Selon Hans Joachim Schellnhuber, fondateur de l’Institut de recherche de Potsdam sur les effets du changement climatique et auteur de la préface du rapport, le cœur du problème réside dans la tendance du GIEC à réfléchir en termes de probabilités, alors que cela aboutit à des résultats absurdes. Aujourd’hui, la probabilité d’un scénario correspond en effet à « refaire la révolution industrielle et les émissions de gaz à effet de serre qu’elle a provoquées une dizaine de fois, en commençant toujours par le système terrestre dans son état pré-industriel de 1750 ». Il faut « calculer ensuite le résultat moyen de cette expérience planétaire en termes d’élévation moyenne de la température de surface, de productivité biologique globale, de nombre total de réfugiés climatiques et d’autres variables encore ». Or, ne devrions nous pas engager des politiques en fonction des hypothèses les plus pessimistes (le risque le plus fatal à éviter) et non en fonction d’un scénario moyen qui n’a que bien peu de signification concrète ?
Les modèles climatiques ainsi que les scénarios d’émissions de gaz à effet de serre et les changements provoqués sont au centre de l’important travail du GIEC, « mais ils sont souvent trop conservateurs et sous-estiment les impacts futurs », argumentent les deux auteurs. Selon eux, trouver un consensus à partir de données scientifiques aboutit inévitablement à sous-estimer les risques. Dans le même temps, de nombreuses données, comme les points de basculement* (ou « tipping points » dans le jargon) ne sont que très peu présents dans les travaux du GIEC, justement parce qu’il est difficile de les intégrer dans des calculs de probabilité.
Le changement climatique comme « risque existentiel »
Aujourd’hui, ce sont pourtant les conclusions du GIEC qui servent de base à la communauté internationale – encore faudrait-il que les recommandations soient suivies et transformées en actes. Mais quoi qu’il en soit, il se pourrait bien que les changements à venir soient bien plus dramatiques que ce qui est envisagé aujourd’hui. « L’humanité sera bientôt confrontée à l’obligation de choisir entre prendre des mesures sans précédent ou admettre qu’il est trop tard et en porter les conséquences », écrit d’ailleurs Hans Joachim Schellnhuber dans la préface.

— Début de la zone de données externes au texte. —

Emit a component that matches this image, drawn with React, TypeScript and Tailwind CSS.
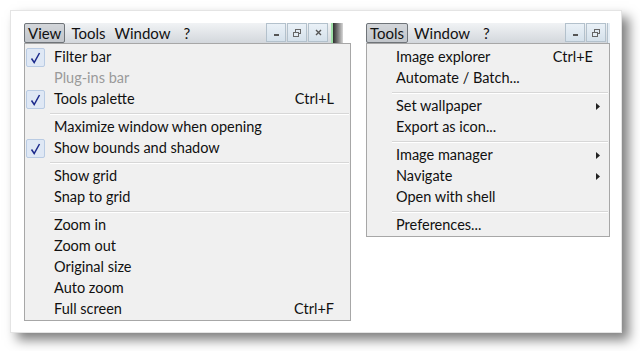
const font = { fontFamily: 'Lato, "Open Sans", sans-serif' };

type Item = {
  label?: string;
  shortcut?: string;
  checked?: boolean;
  disabled?: boolean;
  sub?: boolean;
  sep?: boolean;
};

const viewItems: Item[] = [
  { label: "Filter bar", checked: true },
  { label: "Plug-ins bar", disabled: true },
  { label: "Tools palette", checked: true, shortcut: "Ctrl+L" },
  { sep: true },
  { label: "Maximize window when opening" },
  { label: "Show bounds and shadow", checked: true },
  { sep: true },
  { label: "Show grid" },
  { label: "Snap to grid" },
  { sep: true },
  { label: "Zoom in" },
  { label: "Zoom out" },
  { label: "Original size" },
  { label: "Auto zoom" },
  { label: "Full screen", shortcut: "Ctrl+F" },
];

const toolItems: Item[] = [
  { label: "Image explorer", shortcut: "Ctrl+E" },
  { label: "Automate / Batch..." },
  { sep: true },
  { label: "Set wallpaper", sub: true },
  { label: "Export as icon..." },
  { sep: true },
  { label: "Image manager", sub: true },
  { label: "Navigate", sub: true },
  { label: "Open with shell" },
  { sep: true },
  { label: "Preferences..." },
];

const Check = () => (
  <div className="w-[19px] h-[19px] flex items-center justify-center bg-[#dfe8f5] border border-[#b9cbe3] rounded-[2px]">
    <svg width="11" height="12" viewBox="0 0 11 12">
      <path d="M1.5 6.5 L4.2 10.5 L9.5 1" fill="none" stroke="#1c2a8c" strokeWidth="1.5" />
    </svg>
  </div>
);

const WinBtn = ({ kind }: { kind: "min" | "max" | "close" }) => (
  <div className="w-[20px] h-[19px] flex items-center justify-center bg-gradient-to-b from-[#eaf1f7] to-[#d5e1eb] border border-[#b3c1cc]">
    {kind === "min" && <div className="w-[5px] h-[2px] bg-[#555] mt-[5px]" />}
    {kind === "max" && (
      <svg width="8" height="8" viewBox="0 0 8 8">
        <rect x="2.5" y="0.5" width="5" height="4" fill="none" stroke="#666" />
        <rect x="0.5" y="3.5" width="5" height="4" fill="#e3ecf3" stroke="#666" />
      </svg>
    )}
    {kind === "close" && (
      <svg width="7" height="7" viewBox="0 0 7 7">
        <path d="M1 1 L6 6 M6 1 L1 6" stroke="#555" strokeWidth="1.4" />
      </svg>
    )}
  </div>
);

const Menu = ({ items }: { items: Item[] }) => (
  <div className="bg-[#f0f0f0] border border-[#a7a7a7] pt-[3px]">
    {items.map((it, i) =>
      it.sep ? (
        <div key={i} className="h-[7px] flex flex-col justify-center ml-[25px] mr-[1px]">
          <div className="h-px bg-[#d7d7d7]" />
          <div className="h-px bg-white" />
        </div>
      ) : (
        <div key={i} className="h-[21px] flex items-center text-[14.5px] leading-none">
          <div className="w-[29px] pl-[1px] flex items-center">
            {it.checked && <Check />}
          </div>
          <span className={it.disabled ? "text-[#9a9a9a]" : "text-[#111]"}>{it.label}</span>
          <span className="flex-1" />
          {it.shortcut && <span className="text-[#111] mr-[16px]">{it.shortcut}</span>}
          {it.sub && (
            <svg width="4" height="7" viewBox="0 0 4 7" className="mr-[9px]">
              <path d="M0 0 L4 3.5 L0 7 Z" fill="#222" />
            </svg>
          )}
        </div>
      )
    )}
  </div>
);

const MenuBar = ({ first, rest }: { first: string; rest: { t: string; ml: string }[] }) => (
  <div className="flex items-center h-[20px] text-[15px] leading-none text-[#111]">
    <div className="h-[20px] px-[3px] pt-px flex items-center bg-gradient-to-b from-[#d3d6da] to-[#c2c6cb] border border-[#6f7479] rounded-[2px]">
      {first}
    </div>
    {rest.map((r) => (
      <span key={r.t} className={`${r.ml} pt-px`}>
        {r.t}
      </span>
    ))}
  </div>
);

export default function App() {
  return (
    <div className="w-[640px] h-[351px] bg-white pt-[10px] pl-[10px]" style={font}>
      <div className="w-[612px] h-[323px] bg-white border border-[#e4e4e4] shadow-[7px_7px_11px_rgba(0,0,0,0.5)] pl-[13px] pt-[12px] flex gap-[15px] items-start">
        {/* left window */}
        <div className="w-[327px] flex flex-col">
          <div className="flex h-[20px]">
            <div className="w-[307px] flex bg-gradient-to-b from-[#f1f3f5] to-[#d3d7dc]">
              <MenuBar
                first="View"
                rest={[
                  { t: "Tools", ml: "ml-[6px]" },
                  { t: "Window", ml: "ml-[9px]" },
                  { t: "?", ml: "ml-[13px]" },
                ]}
              />
              <div className="flex-1" />
              <div className="flex gap-px">
                <WinBtn kind="min" />
                <WinBtn kind="max" />
                <WinBtn kind="close" />
              </div>
              <div className="w-[3px]" />
            </div>
            <div className="w-[2px] bg-[#9fe0a8]" />
            <div className="w-[10px] bg-gradient-to-r from-[#2e2e2e] to-[#d8d8d8]" />
          </div>
          <Menu items={viewItems} />
        </div>
        {/* right window */}
        <div className="w-[244px] flex flex-col">
          <div className="flex h-[20px] bg-gradient-to-b from-[#f1f3f5] to-[#d3d7dc]">
            <MenuBar
              first="Tools"
              rest={[
                { t: "Window", ml: "ml-[6px]" },
                { t: "?", ml: "ml-[13px]" },
              ]}
            />
            <div className="flex-1" />
            <div className="flex gap-px">
              <WinBtn kind="min" />
              <WinBtn kind="max" />
              <div className="w-[3px] border-l border-[#b3c1cc] bg-[#e6eef5]" />
            </div>
          </div>
          <Menu items={toolItems} />
        </div>
      </div>
    </div>
  );
}
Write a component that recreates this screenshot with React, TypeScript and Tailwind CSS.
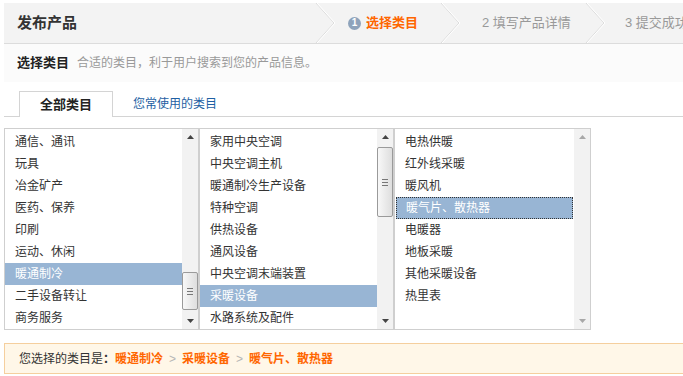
import React from "react";

const FONT = { fontFamily: '"Liberation Sans", "Noto Sans CJK SC", sans-serif' };

type Col = {
  items: string[];
  selected: number;
  focus?: boolean;
  thumb?: { top: number; height: number };
  width: string;
};

const COLS: Col[] = [
  {
    items: ["通信、通讯", "玩具", "冶金矿产", "医药、保养", "印刷", "运动、休闲", "暖通制冷", "二手设备转让", "商务服务"],
    selected: 6,
    thumb: { top: 143, height: 38 },
    width: "w-[195px]",
  },
  {
    items: ["家用中央空调", "中央空调主机", "暖通制冷生产设备", "特种空调", "供热设备", "通风设备", "中央空调末端装置", "采暖设备", "水路系统及配件"],
    selected: 7,
    thumb: { top: 18, height: 70 },
    width: "w-[195px]",
  },
  {
    items: ["电热供暖", "红外线采暖", "暖风机", "暖气片、散热器", "电暖器", "地板采暖", "其他采暖设备", "热里表"],
    selected: 3,
    focus: true,
    width: "w-[197px]",
  },
];

function Arrow({ up, disabled }: { up?: boolean; disabled?: boolean }) {
  return (
    <div className="flex h-[16px] items-center justify-center">
      <svg width="7" height="4" viewBox="0 0 7 4">
        <path d={up ? "M0 4 L3.5 0 L7 4 Z" : "M0 0 L3.5 4 L7 0 Z"} fill={disabled ? "#a8a8a8" : "#444"} />
      </svg>
    </div>
  );
}

function Scrollbar({ thumb }: { thumb?: { top: number; height: number } }) {
  return (
    <div className="relative flex w-[16px] shrink-0 flex-col justify-between bg-[#f2f2f2]">
      <Arrow up disabled={!thumb} />
      {thumb && (
        <div
          className="absolute left-[0px] right-[0px] flex items-center justify-center rounded-[2px] border border-[#9a9a9a] bg-gradient-to-r from-[#f8f8f8] to-[#dedede]"
          style={{ top: thumb.top, height: thumb.height }}
        >
          <div className="flex flex-col gap-[2px]">
            <div className="h-px w-[6px] bg-[#777]" />
            <div className="h-px w-[6px] bg-[#777]" />
            <div className="h-px w-[6px] bg-[#777]" />
          </div>
        </div>
      )}
      <Arrow disabled={!thumb} />
    </div>
  );
}

function ListBox({ col }: { col: Col }) {
  return (
    <div className={`flex h-[202px] ${col.width} shrink-0 border border-[#cfcfcf] bg-white`}>
      <div className="flex-1 overflow-hidden pt-[2px]">
        {col.items.map((it, i) => {
          const sel = i === col.selected;
          return (
            <div
              key={it}
              className={
                sel
                  ? `h-[22px] pl-[9px] leading-[20px] text-white bg-[#98b5d4] ${col.focus ? "mx-[1px] border border-dotted border-[#333] pl-[8px]" : "border border-transparent"}`
                  : "h-[22px] border border-transparent pl-[9px] leading-[20px] text-[#333]"
              }
            >
              {it}
            </div>
          );
        })}
      </div>
      <Scrollbar thumb={col.thumb} />
    </div>
  );
}

function Chevron() {
  return (
    <svg width="22" height="40" viewBox="0 0 22 40" className="shrink-0">
      <path d="M1 0 L19 20 L1 40" fill="none" stroke="#dcdcdc" strokeWidth="1" />
      <path d="M2 0 L20 20 L2 40" fill="none" stroke="#ffffff" strokeWidth="1" />
    </svg>
  );
}

export default function App() {
  return (
    <div className="h-[376px] w-[683px] overflow-hidden bg-white text-[12px]" style={FONT}>
      <div className="w-[740px] pl-[4px] pt-[3px]">
        {/* Header */}
        <div className="flex h-[41px] items-center border-b border-[#dcdcdc] bg-[#f3f3f3]">
          <div className="w-[311px] shrink-0 pl-[13px] text-[15px] font-bold text-[#333]">发布产品</div>
          <Chevron />
          <div className="flex w-[103px] shrink-0 items-center gap-[5px] pl-[11px]">
            <span className="flex h-[13px] w-[13px] items-center justify-center rounded-full bg-[#8ea3bb] text-[10px] font-bold leading-none text-white">1</span>
            <span className="text-[13px] font-bold text-[#f60]">选择类目</span>
          </div>
          <Chevron />
          <div className="w-[123px] shrink-0 pl-[20px] text-[13px] text-[#999]">2 填写产品详情</div>
          <Chevron />
          <div className="shrink-0 pl-[18px] text-[13px] text-[#999]">3 提交成功</div>
        </div>

        {/* Sub header */}
        <div className="flex h-[38px] items-center bg-[#fbfbfb] pl-[13px]">
          <span className="text-[13px] font-bold text-[#222]">选择类目</span>
          <span className="ml-[8px] text-[12px] text-[#999]">合适的类目，利于用户搜索到您的产品信息。</span>
        </div>

        {/* Tabs */}
        <div className="mt-[9px] flex h-[26px] items-end border-b border-[#d4d4d4]">
          <div className="-mb-px ml-[15px] flex h-[26px] w-[94px] items-center justify-center border border-b-0 border-[#d4d4d4] bg-white text-[13px] font-bold text-[#222]">
            全部类目
          </div>
          <div className="flex h-[25px] items-center pl-[20px] text-[12px] text-[#1e5fa3]">您常使用的类目</div>
        </div>

        {/* Lists */}
        <div className="mt-[11px] flex">
          {COLS.map((c, i) => (
            <ListBox key={i} col={c} />
          ))}
        </div>

        {/* Selection */}
        <div className="mt-[13px] flex h-[31px] items-center border border-[#f5cf9e] bg-[#fff7e8] pl-[14px] text-[12px]">
          <span className="text-[#333]">您选择的类目是<b>：</b></span>
          <b className="text-[#f60]">暖通制冷</b>
          <span className="mx-[6px] text-[#b5b5b5]">&gt;</span>
          <b className="text-[#f60]">采暖设备</b>
          <span className="mx-[6px] text-[#b5b5b5]">&gt;</span>
          <b className="text-[#f60]">暖气片、散热器</b>
        </div>
      </div>
    </div>
  );
}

Autrement dit, alors que les êtres humains n’ont jamais vécu dans un environnement dans lequel les températures et la concentration des gaz à effet de serre sont aussi aussi élevées qu’aujourd’hui, les futurs possibles ont bien plus d’importance que les scénarios probables pour établir des politiques cohérentes et éviter le pire. Voilà en substance les conclusions étonnantes du Think Tank Break Through. Les responsables vont-ils en prendre de la graine ?
*Les points de basculement sont des phénomènes comme la fonte des glaces qui peuvent entrainer de nouveaux bouleversements (en l’occurrence, avec la fonte des glaces, l’albédo de la terre diminue, ce qui provoque un nouveau réchauffement).